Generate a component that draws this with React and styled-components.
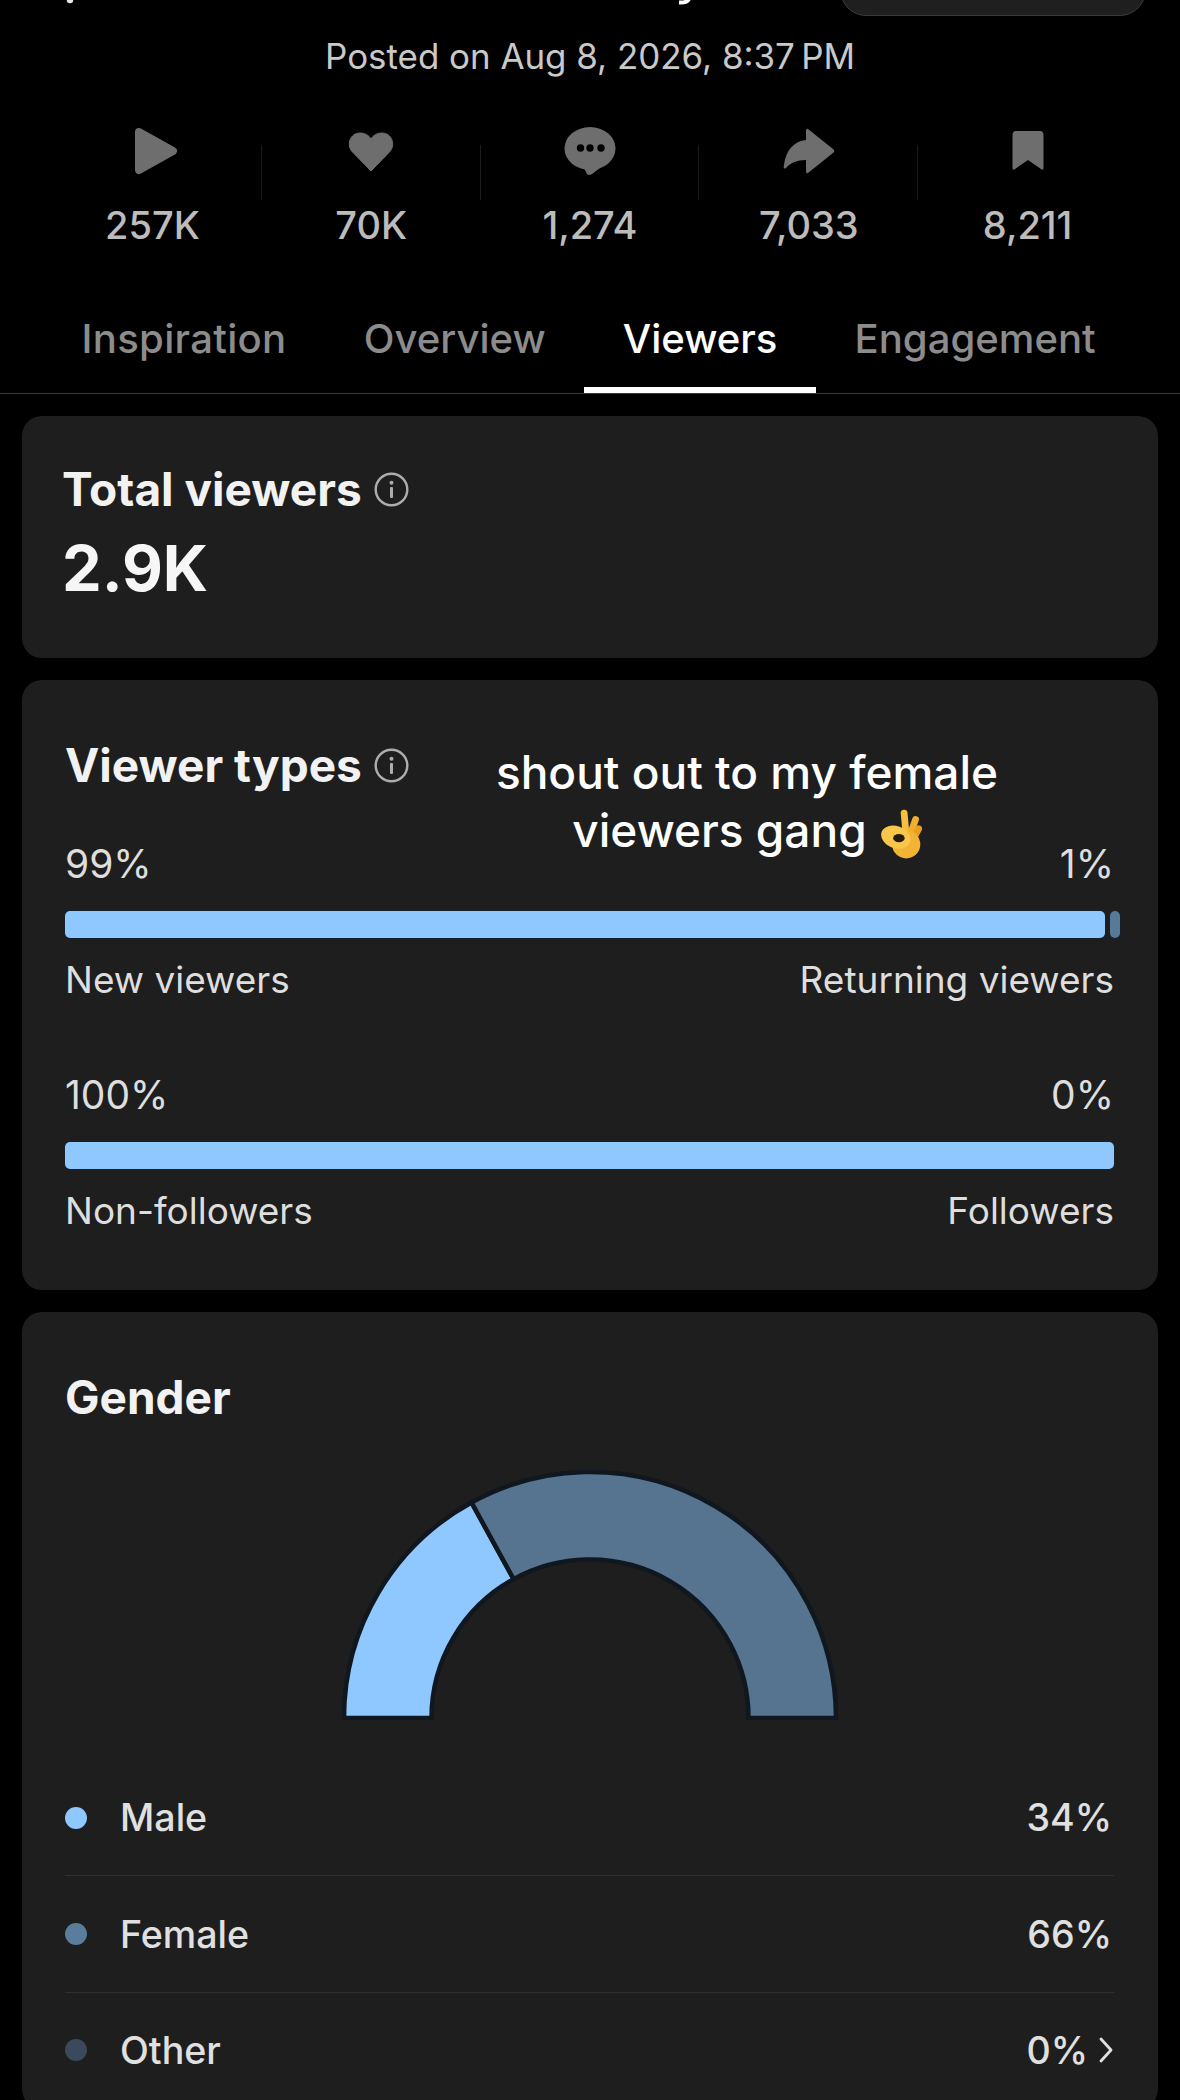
import React from "react";
import styled, { createGlobalStyle } from "styled-components";

const Global = createGlobalStyle`
  html, body { margin: 0; padding: 0; background: #000; height: 2100px; overflow: hidden; }
  body { font-family: "Inter", "Liberation Sans", sans-serif; }
  * { box-sizing: border-box; }
`;

const Page = styled.div`
  width: 1180px;
  height: 2100px;
  overflow: hidden;
  background: #000;
`;

const Clip = styled.div`
  overflow: hidden;
  height: 16px;
`;
const TopBar = styled.div`
  height: 16px;
  display: flex;
  align-items: flex-end;
  padding-left: 60px;
`;
const Fragment = styled.svg`
  display: block;
  flex: none;
  align-self: flex-start;
  margin-left: ${(p) => p.$left}px;
`;
const TopButton = styled.div`
  margin-left: auto;
  margin-right: 34px;
  flex: none;
  width: 306px;
  height: 60px;
  border-radius: 26px;
  background: #1f1f1f;
  border: 1px solid #3a3a3a;
`;

const Posted = styled.div`
  margin-top: 20px;
  text-align: center;
  font-size: 34.9px;
  line-height: 40px;
  color: #c9c9c9;
`;

const Stats = styled.div`
  margin: 51px 0 0 43px;
  display: grid;
  grid-template-columns: repeat(5, 218.8px);
`;
const Stat = styled.div`
  position: relative;
  display: flex;
  flex-direction: column;
  align-items: center;
  &:not(:last-child)::after {
    content: "";
    position: absolute;
    right: 0;
    top: 18px;
    height: 55px;
    width: 1px;
    background: #1b1b1b;
  }
`;
const StatIcon = styled.svg`
  display: block;
  fill: #6e6e6e;
`;
const StatValue = styled.div`
  margin-top: 28px;
  font-size: 38px;
  line-height: 44px;
  font-weight: 500;
  color: #bcbcbc;
`;

const Tabs = styled.div`
  margin-top: 68px;
  padding-left: 43px;
  display: flex;
  border-bottom: 1px solid #3a3a3a;
`;
const Tab = styled.div`
  padding: 0 38.6px 24px;
  font-size: 40.1px;
  line-height: 48px;
  font-weight: 500;
  letter-spacing: ${(p) => p.$spacing || 0}px;
  color: ${(p) => (p.$active ? "#fff" : "#8c8c8c")};
  border-bottom: 6px solid ${(p) => (p.$active ? "#fff" : "transparent")};
`;

const Cards = styled.div`
  padding: 22px 22px 0;
  display: flex;
  flex-direction: column;
  gap: 22px;
`;
const Card = styled.section`
  position: relative;
  background: #1e1e1e;
  border-radius: 20px;
  padding: ${(p) => p.$pad};
`;
const TitleRow = styled.div`
  display: flex;
  align-items: center;
  gap: 12px;
`;
const CardTitle = styled.h2`
  margin: 0;
  font-size: 46px;
  line-height: 52px;
  font-weight: 700;
  color: #f2f2f2;
`;
const InfoIcon = styled.svg`
  display: block;
  flex: none;
`;
const BigValue = styled.div`
  margin-top: 17px;
  font-size: 63px;
  line-height: 72px;
  font-weight: 700;
  color: #f6f6f6;
`;

const Overlay = styled.div`
  position: absolute;
  left: 375px;
  top: 64px;
  width: 700px;
  text-align: center;
  font-size: 46px;
  line-height: 57.5px;
  font-weight: 500;
  color: #fff;
`;
const Emoji = styled.svg`
  display: inline-block;
  vertical-align: -12px;
  margin-left: 13px;
`;

const Split = styled.div`
  margin-top: ${(p) => p.$top}px;
`;
const PercentRow = styled.div`
  display: flex;
  justify-content: space-between;
  font-size: 39px;
  line-height: 44px;
  color: #dedede;
`;
const LabelRow = styled(PercentRow)`
  font-size: 37px;
`;
const Bar = styled.div`
  margin: 25px 0 20px;
  display: flex;
  gap: 5px;
  height: 27px;
  margin-right: ${(p) => p.$over || 0}px;
`;
const BarPart = styled.div`
  background: ${(p) => p.$color};
  border-radius: 5px;
  box-shadow: 0 0 0 1px #14202b;
  flex: ${(p) => p.$flex};
`;

const Gauge = styled.svg`
  display: block;
  margin: 47px auto 0;
`;
const Legend = styled.div`
  margin-top: 40px;
`;
const LegendRow = styled.div`
  height: 116.4px;
  display: flex;
  align-items: center;
  border-bottom: 1px solid #2f2f2f;
  font-size: 37.6px;
  color: #e0e0e0;
  font-weight: 500;
`;
const Dot = styled.span`
  width: 22px;
  height: 22px;
  border-radius: 50%;
  background: ${(p) => p.$color};
  margin-right: 33px;
  flex: none;
`;
const LegendValue = styled.span`
  margin-left: auto;
  display: flex;
  align-items: center;
  gap: 10px;
  padding-right: ${(p) => p.$pad}px;
`;
const Chevron = styled.svg`
  display: block;
`;

const Info = () => (
  <InfoIcon width="35" height="35" viewBox="0 0 35 35">
    <circle cx="17.5" cy="17.5" r="15.8" fill="none" stroke="#adadad" strokeWidth="2.4" />
    <circle cx="17.5" cy="10.8" r="2" fill="#adadad" />
    <rect x="16" y="15" width="3" height="11" rx="1" fill="#adadad" />
  </InfoIcon>
);

const arc = (from, to) => {
  const cx = 250, cy = 248, R = 246, r = 158.5;
  const rad = (a) => (a * Math.PI) / 180;
  const pt = (rr, a) => `${(cx + rr * Math.cos(rad(a))).toFixed(2)} ${(cy - rr * Math.sin(rad(a))).toFixed(2)}`;
  return `M${pt(R, from)} A${R} ${R} 0 0 1 ${pt(R, to)} L${pt(r, to)} A${r} ${r} 0 0 0 ${pt(r, from)} Z`;
};

const stats = [
  { v: "257K", icon: <path d="M17 5 L51 24 L17 43 Z" stroke="#6e6e6e" strokeWidth="8" strokeLinejoin="round" /> },
  { v: "70K", icon: <path d="M30 44 L11.5 25 C5 18 9 6 19 6 C24 6 28 8.5 30 12 C32 8.5 36 6 41 6 C51 6 55 18 48.5 25 Z" stroke="#6e6e6e" strokeWidth="1" strokeLinejoin="round" /> },
  {
    v: "1,274",
    icon: (
      <>
        <ellipse cx="30" cy="21.5" rx="25.5" ry="21.5" />
        <path d="M24 41 L27 47 Q29 49 32 47 L44 38 Z" />
        <circle cx="20.5" cy="21" r="3.7" fill="#000" />
        <circle cx="30" cy="21" r="3.7" fill="#000" />
        <circle cx="41" cy="21" r="3.7" fill="#000" />
      </>
    ),
  },
  { v: "7,033", icon: <path d="M29 2 L54 22 Q56.5 24 54 26 L29 46 Q27 47 27 44 L27 33 C18 33 11 36 7 41 Q4 43 5 38 C7 22 16 14 27 13 L27 4 Q27 1 29 2Z" /> },
  { v: "8,211", icon: <path d="M18 4 H42 Q45.5 4 45.5 8 V41 Q45.5 44 43 42 L30 33 L17 42 Q14.5 44 14.5 41 V8 Q14.5 4 18 4Z" /> },
];

export default function App() {
  return (
    <Page>
      <Global />
      <Clip>
        <TopBar>
          <Fragment $left={5} width="10" height="4" viewBox="0 0 10 4">
            <circle cx="5" cy="0" r="3.2" fill="#e8e8e8" />
          </Fragment>
          <Fragment $left={602} width="14" height="5" viewBox="0 0 14 5">
            <path d="M12 -1 Q10 3 2 2.5" fill="none" stroke="#fff" strokeWidth="4" />
          </Fragment>
          <TopButton />
        </TopBar>
      </Clip>
      <Posted>Posted on Aug 8, 2026, 8:37{"\u2009"}PM</Posted>
      <Stats>
        {stats.map((s) => (
          <Stat key={s.v}>
            <StatIcon width="60" height="48" viewBox="0 0 60 48">{s.icon}</StatIcon>
            <StatValue>{s.v}</StatValue>
          </Stat>
        ))}
      </Stats>
      <Tabs>
        <Tab $spacing={0.3}>Inspiration</Tab>
        <Tab>Overview</Tab>
        <Tab $active>Viewers</Tab>
        <Tab>Engagement</Tab>
      </Tabs>
      <Cards>
        <Card $pad="47px 40px 54px">
          <TitleRow>
            <CardTitle>Total viewers</CardTitle>
            <Info />
          </TitleRow>
          <BigValue>2.9K</BigValue>
        </Card>
        <Card $pad="59px 44px 57px 43px">
          <TitleRow>
            <CardTitle>Viewer types</CardTitle>
            <Info />
          </TitleRow>
          <Overlay>
            shout out to my female
            <br />
            viewers gang
            <Emoji width="42" height="50" viewBox="0 0 40 48">
              <g fill="none" strokeWidth="6.5" strokeLinecap="round">
                <path d="M25 26 L23 4" stroke="#f6bf3e" />
                <path d="M28 27 L34 10" stroke="#f0ae2c" />
                <path d="M31 30 L37 19" stroke="#e89f22" />
              </g>
              <circle cx="25" cy="34" r="13.5" fill="#f3b433" />
              <ellipse cx="15" cy="27" rx="14.5" ry="10.5" fill="#f8c64a" transform="rotate(20 15 27)" />
              <ellipse cx="18" cy="28" rx="5.5" ry="4" fill="#241a10" />
            </Emoji>
          </Overlay>
          <Split $top={51}>
            <PercentRow><span>99%</span><span>1%</span></PercentRow>
            <Bar $over={-6}>
              <BarPart $color="#8fc8ff" $flex="1" />
              <BarPart $color="#587a99" $flex="0 0 10px" />
            </Bar>
            <LabelRow><span>New viewers</span><span>Returning viewers</span></LabelRow>
          </Split>
          <Split $top={71}>
            <PercentRow><span>100%</span><span>0%</span></PercentRow>
            <Bar>
              <BarPart $color="#8fc8ff" $flex="1" />
            </Bar>
            <LabelRow><span>Non-followers</span><span>Followers</span></LabelRow>
          </Split>
        </Card>
        <Card $pad="59px 44px 0 43px">
          <CardTitle>Gender</CardTitle>
          <Gauge width="500" height="250" viewBox="0 0 500 250">
            <path d={arc(180, 118.8)} fill="#8fc8ff" stroke="#10171e" strokeWidth="4.5" />
            <path d={arc(118.8, 0)} fill="#56738f" stroke="#10171e" strokeWidth="4.5" />
          </Gauge>
          <Legend>
            <LegendRow>
              <Dot $color="#8fc8ff" />Male<LegendValue $pad={2}>34%</LegendValue>
            </LegendRow>
            <LegendRow>
              <Dot $color="#5a7d9c" />Female<LegendValue $pad={2}>66%</LegendValue>
            </LegendRow>
            <LegendRow>
              <Dot $color="#3a4a5c" />Other
              <LegendValue $pad={0}>
                0%
                <Chevron width="16" height="26" viewBox="0 0 16 26">
                  <path d="M3 2 L13 13 L3 24" fill="none" stroke="#e0e0e0" strokeWidth="2.8" strokeLinecap="round" strokeLinejoin="round" />
                </Chevron>
              </LegendValue>
            </LegendRow>
          </Legend>
        </Card>
      </Cards>
    </Page>
  );
}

○ ○ ○

◆ **WORK TO BE COMPLETED**
Search the data above for the string "React" and copy each line that has it.

◆ **FULL ANSWER**
Generate a component that draws this with React and styled-components.
import React from "react";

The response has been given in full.